徐敬西来劲儿了,拿出来,非捉在手心不可,生病的她哪里敌过他惊人的力气。

“手烫,给我。”

说着,他侧身接过保姆递来的冰毛巾,给小姑娘擦手。

也没用力,还能给她弄疼了般,黎影低低抽了下鼻腔,眼泪缓缓溢出眼尾,打湿在枕头。

都委屈成这样了。

徐敬西微皱眉:“哭什么哭,我不是回来了么。”

黎影是有模糊意识的,是听到他说话的,只是浑身湿透难受,张了张嘴,咳意上来,怎么也说不出话来,喉咙像是废了,只能难受地咳出声。

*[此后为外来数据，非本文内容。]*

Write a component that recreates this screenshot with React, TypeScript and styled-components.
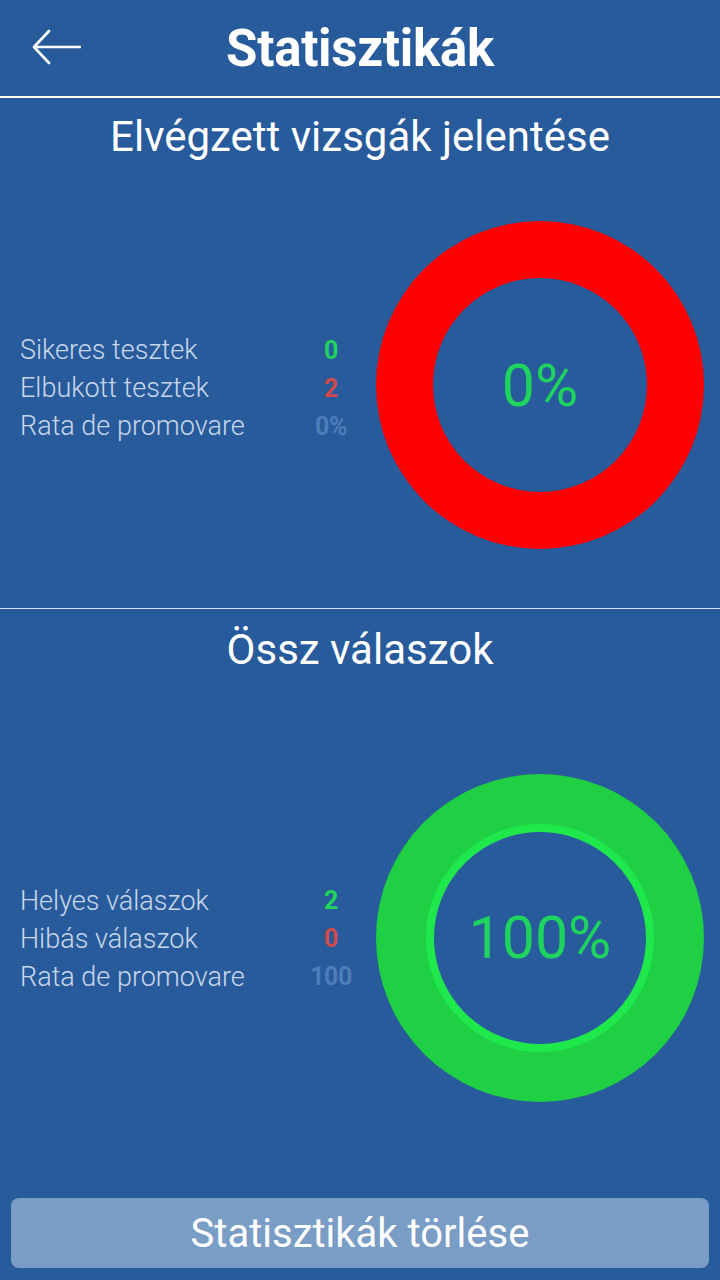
import styled, { createGlobalStyle } from "styled-components";

const GlobalStyle = createGlobalStyle`
  html, body {
    margin: 0;
    padding: 0;
    background: #285b9b;
  }
  * {
    box-sizing: border-box;
  }
`;

const Page = styled.div`
  width: 720px;
  height: 1280px;
  display: flex;
  flex-direction: column;
  background: #285b9b;
  font-family: Roboto, "Noto Sans", sans-serif;
  color: #ffffff;
  overflow: hidden;
`;

const Header = styled.header`
  height: 98px;
  flex-shrink: 0;
  display: flex;
  align-items: center;
  justify-content: center;
  position: relative;
  border-bottom: 2px solid #ffffff;
`;

const BackButton = styled.button`
  position: absolute;
  left: 28px;
  top: 24px;
  width: 56px;
  height: 46px;
  padding: 0;
  border: 0;
  background: transparent;
  cursor: pointer;
  display: flex;
  align-items: center;
  justify-content: center;
`;

const Title = styled.h1`
  margin: 0;
  font-size: 51px;
  font-weight: 700;
  letter-spacing: -0.3px;
  line-height: 1;
  padding-bottom: 0;
`;

const Section = styled.section<{ $grow?: boolean }>`
  display: flex;
  flex-direction: column;
  height: ${(p) => (p.$grow ? "auto" : "511px")};
  flex: ${(p) => (p.$grow ? "1" : "0 0 auto")};
  border-bottom: ${(p) => (p.$grow ? "none" : "1px solid #d4e0ee")};
`;

const SectionTitle = styled.h2<{ $top: number }>`
  margin: 0;
  padding-top: ${(p) => p.$top}px;
  text-align: center;
  font-size: 42px;
  font-weight: 400;
  letter-spacing: 0;
  line-height: 50px;
`;

const Body = styled.div<{ $shift: number }>`
  flex: 1;
  display: flex;
  align-items: center;
  padding: ${(p) => p.$shift}px 16px 0 20px;
`;

const Stats = styled.div<{ $drop: number }>`
  flex: 1;
  display: grid;
  grid-template-columns: 270px 82px;
  grid-auto-rows: 38px;
  align-items: center;
  margin-top: ${(p) => p.$drop}px;
`;

const Label = styled.span`
  font-size: 27px;
  font-weight: 300;
  color: #c9d7ea;
  white-space: nowrap;
`;

const Value = styled.span<{ $color: string }>`
  font-size: 25px;
  font-weight: 700;
  text-align: center;
  color: ${(p) => p.$color};
  letter-spacing: -0.5px;
`;

const Donut = styled.div<{ $color: string }>`
  width: 328px;
  height: 328px;
  flex-shrink: 0;
  border-radius: 50%;
  background: ${(p) => p.$color};
  display: flex;
  align-items: center;
  justify-content: center;
`;

const Hole = styled.div<{ $ring?: string }>`
  width: ${(p) => (p.$ring ? 228 : 214)}px;
  height: ${(p) => (p.$ring ? 228 : 214)}px;
  border-radius: 50%;
  background: #285b9b;
  border: ${(p) => (p.$ring ? `8px solid ${p.$ring}` : "none")};
  display: flex;
  align-items: center;
  justify-content: center;
`;

const Percent = styled.span`
  font-size: 59px;
  font-weight: 400;
  color: #1ed35e;
  line-height: 1;
`;

const Footer = styled.div`
  flex-shrink: 0;
  padding: 8px 11px 12px;
`;

const ClearButton = styled.button`
  width: 100%;
  height: 70px;
  border: 0;
  border-radius: 8px;
  background: #7a9dc5;
  color: #ffffff;
  font-family: Roboto, "Noto Sans", sans-serif;
  font-size: 40px;
  font-weight: 400;
  cursor: pointer;
`;

const GREEN = "#1fd35c";
const RED = "#d24a4a";
const BLUE = "#4d7dbb";

export default function App() {
  return (
    <Page>
      <GlobalStyle />
      <Header>
        <BackButton aria-label="Vissza">
          <svg width="50" height="38" viewBox="0 0 50 38" fill="none">
            <path
              d="M49 19H3M18 3L3 19L18 35"
              stroke="#ffffff"
              strokeWidth="2.6"
              strokeLinecap="round"
              strokeLinejoin="round"
            />
          </svg>
        </BackButton>
        <Title>Statisztikák</Title>
      </Header>

      <Section>
        <SectionTitle $top={14}>Elvégzett vizsgák jelentése</SectionTitle>
        <Body $shift={0}>
          <Stats $drop={6}>
            <Label>Sikeres tesztek</Label>
            <Value $color={GREEN}>0</Value>
            <Label>Elbukott tesztek</Label>
            <Value $color={RED}>2</Value>
            <Label>Rata de promovare</Label>
            <Value $color={BLUE}>0%</Value>
          </Stats>
          <Donut $color="#ff0000">
            <Hole>
              <Percent>0%</Percent>
            </Hole>
          </Donut>
        </Body>
      </Section>

      <Section $grow>
        <SectionTitle $top={16}>Össz válaszok</SectionTitle>
        <Body $shift={10}>
          <Stats $drop={2}>
            <Label>Helyes válaszok</Label>
            <Value $color={GREEN}>2</Value>
            <Label>Hibás válaszok</Label>
            <Value $color={RED}>0</Value>
            <Label>Rata de promovare</Label>
            <Value $color={BLUE}>100</Value>
          </Stats>
          <Donut $color="#1fcf44">
            <Hole $ring="#1ee84c">
              <Percent>100%</Percent>
            </Hole>
          </Donut>
        </Body>
      </Section>

      <Footer>
        <ClearButton>Statisztikák törlése</ClearButton>
      </Footer>
    </Page>
  );
}
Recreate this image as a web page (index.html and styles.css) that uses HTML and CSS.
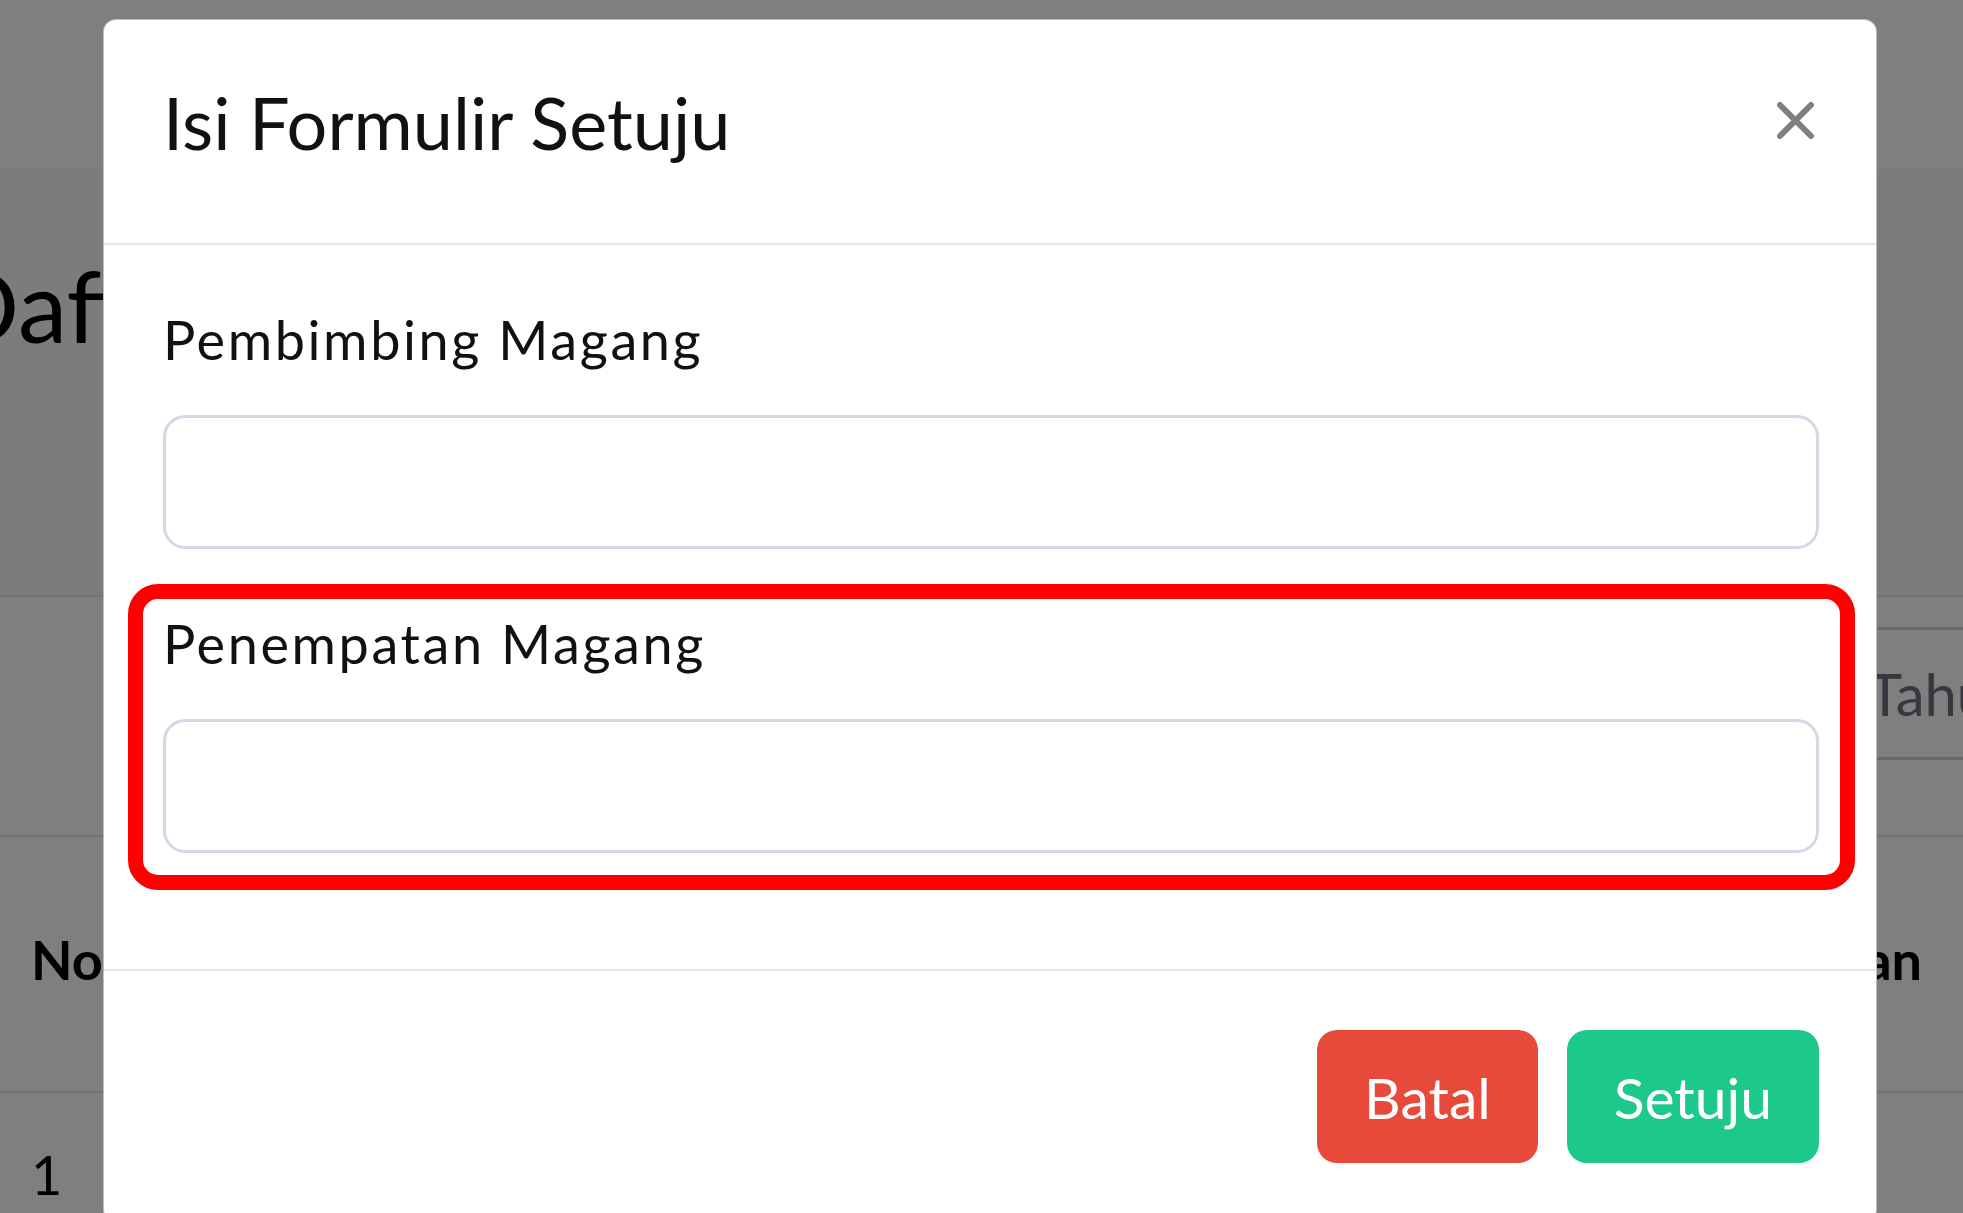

徐敬西擦着她手指,一摸,皮是软的,节骨僵硬得不行,“又不听话,手骨头都变得这么硬。”

她指尖哆嗦一下,想从他掌心溜走,又被他攥紧,冰凉的软巾贴在手背,给她的感觉,像条毒蛇在滑过。

她更不开心了。

擦完左手到右手,右手有针口,青一片。

怎么有女孩子皮肤嫩到血管都找不到,被扎了三个孔才扎到静脉。

徐敬西绕开针口,给她擦干净手臂,才放回被子里。

清理完,毛巾还给保姆,徐敬西接过另一张毛巾,慢条斯理擦手。

床上的病秧子估计睡着了,不多时,点滴打完,医生拔针,将含温针送到她唇边,弯腰小声地说“量体温”,她不咬,娇气地偏开头。